How's Your Faith?: An Unlikely Spiritual Journey

Simon & Schuster  2015

 

On August 14, 2014, while boarding a plane to pick up his children at summer camp, David Gregory learned that, after six years as moderator of Meet the Press, he was no longer the host of the program. He had had his final show; the “greatest job [he] ever had” was over.

After an entire professional life spent as a journalist, twenty of those years at NBC, Gregory was abruptly without a job, a very public and humiliating blow. But for more than ten years, Gregory had been on a spiritual journey. True, his work world had fallen apart, but his larger life—his sense of himself and the love of his family, his wonder at the venerable trees in the woods near his home—was solid. And he had faith and knew he could rely on it to carry him through. How’s Your Faith? follows Gregory on his journey—a continuing journey—to find meaning and purpose in life through finding God.

The son of a Jewish father and lapsed Catholic mother, Gregory had always considered himself a Jew. On the high holidays he went with his father to the Synagogue for the Performing Arts in Los Angeles, and he had a bar mitzvah. But faith had no part in his Judaism. At twenty-six, as he was launched on his professional trajectory, he met Beth Wilkinson, a Justice Department prosecutor eight years his senior. Four years later they were married, and the shape of Gregory’s life changed. He and Beth, a lifelong committed Methodist, had decided their children would be brought up Jewish, but Gregory couldn’t really address Beth’s most challenging question. If they were going to raise Jewish children, the children should be brought up not as cultural Jews but as Jews with a commitment to their faith. Beth could clearly define her faith, but Gregory was at a loss when she said, “I know what you are, but what do you believe?”

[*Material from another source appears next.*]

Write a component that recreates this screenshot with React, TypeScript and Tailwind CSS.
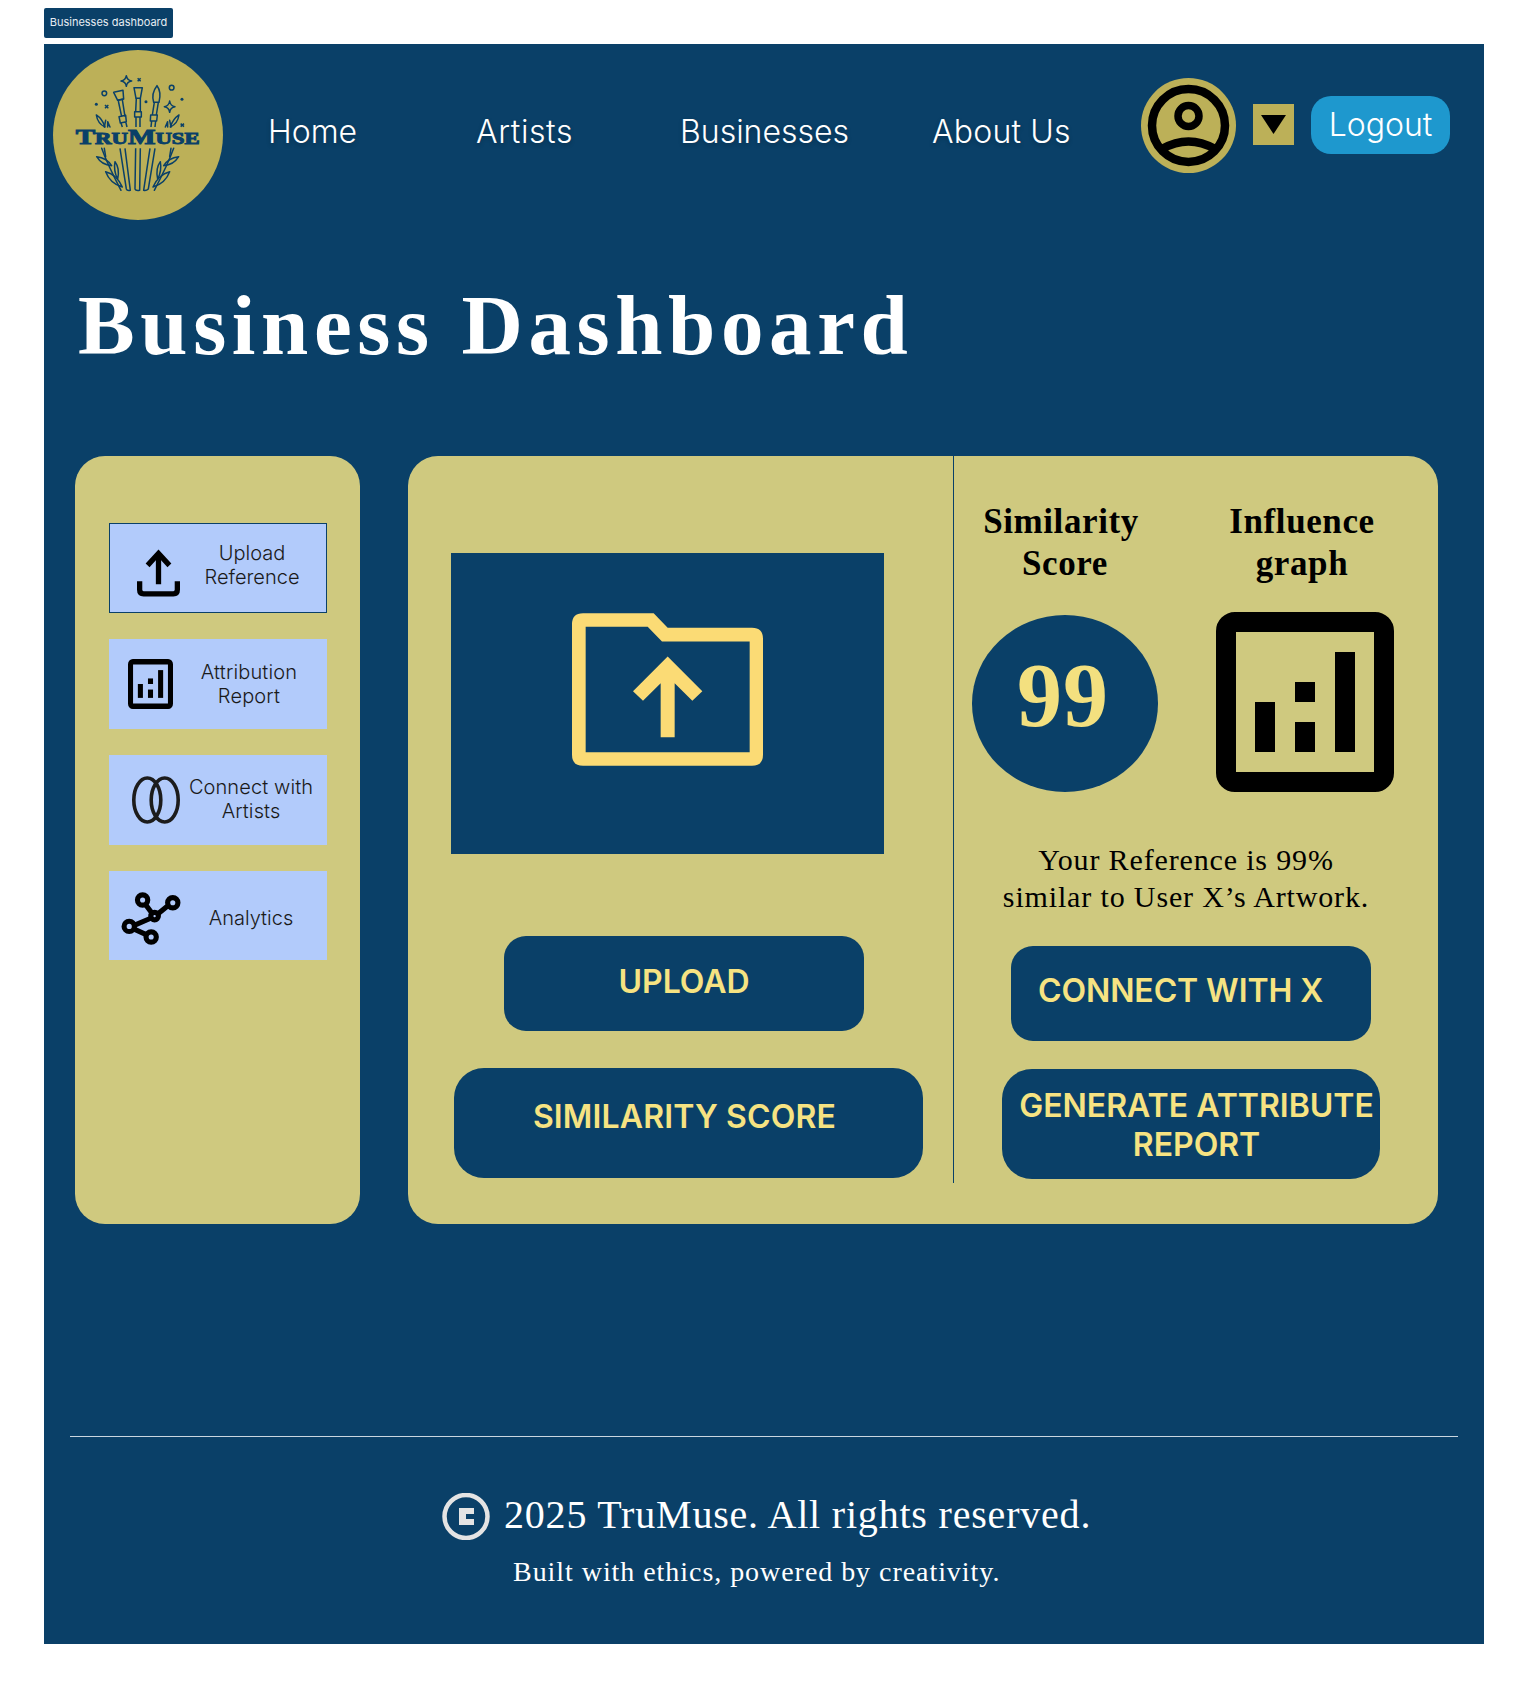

With that question in mind Gregory started on the journey that is the core of his very personal and spiritual memoir. How’s Your Faith? takes Gregory back to his troubled childhood, dealing with divorced parents—an alcoholic mother and a larger than life dominating father—and to his openly ambitious career path. As he set out to answer Beth’s question, Gregory began a search both deep and broad. He studies Judaism with a prominent Orthodox teacher, and he talks with religious leaders of all faiths, looking for the source of their faith and the place of God in their lives. There are stumbles along the way as Gregory starts to practice Judaism, and it takes the advice of sympathetic rabbis to help him find his way.

How’s Your Faith?, a question put to Gregory by President George W. Bush, moves back and forth in Gregory’s life and addresses readers at several levels. For those seeking a richer spiritual life, Gregory’s willingness to write candidly about his personal vulnerability and his sense of God in his life offers a possible path. For partners in an interfaith marriage, Gregory’s sensitivity to his wife’s sense of loss at not being able to share her religion with herchildrenand their ways of creating an active Jewish life may be the most touching and heartfelt parts of the book, a testament to their marriage. The discussions with spiritual leaders comprise a volume of thought-provoking and illuminating statements of faith and its power. This is the unlikely side of David Gregory that contrasts with the view that saw him as a somewhat arrogant and ambitious careerist. Here his pride is expressed in his family and his ongoing journey to be a humbler, more open, and fuller person. Includes an index—key to figures in the book.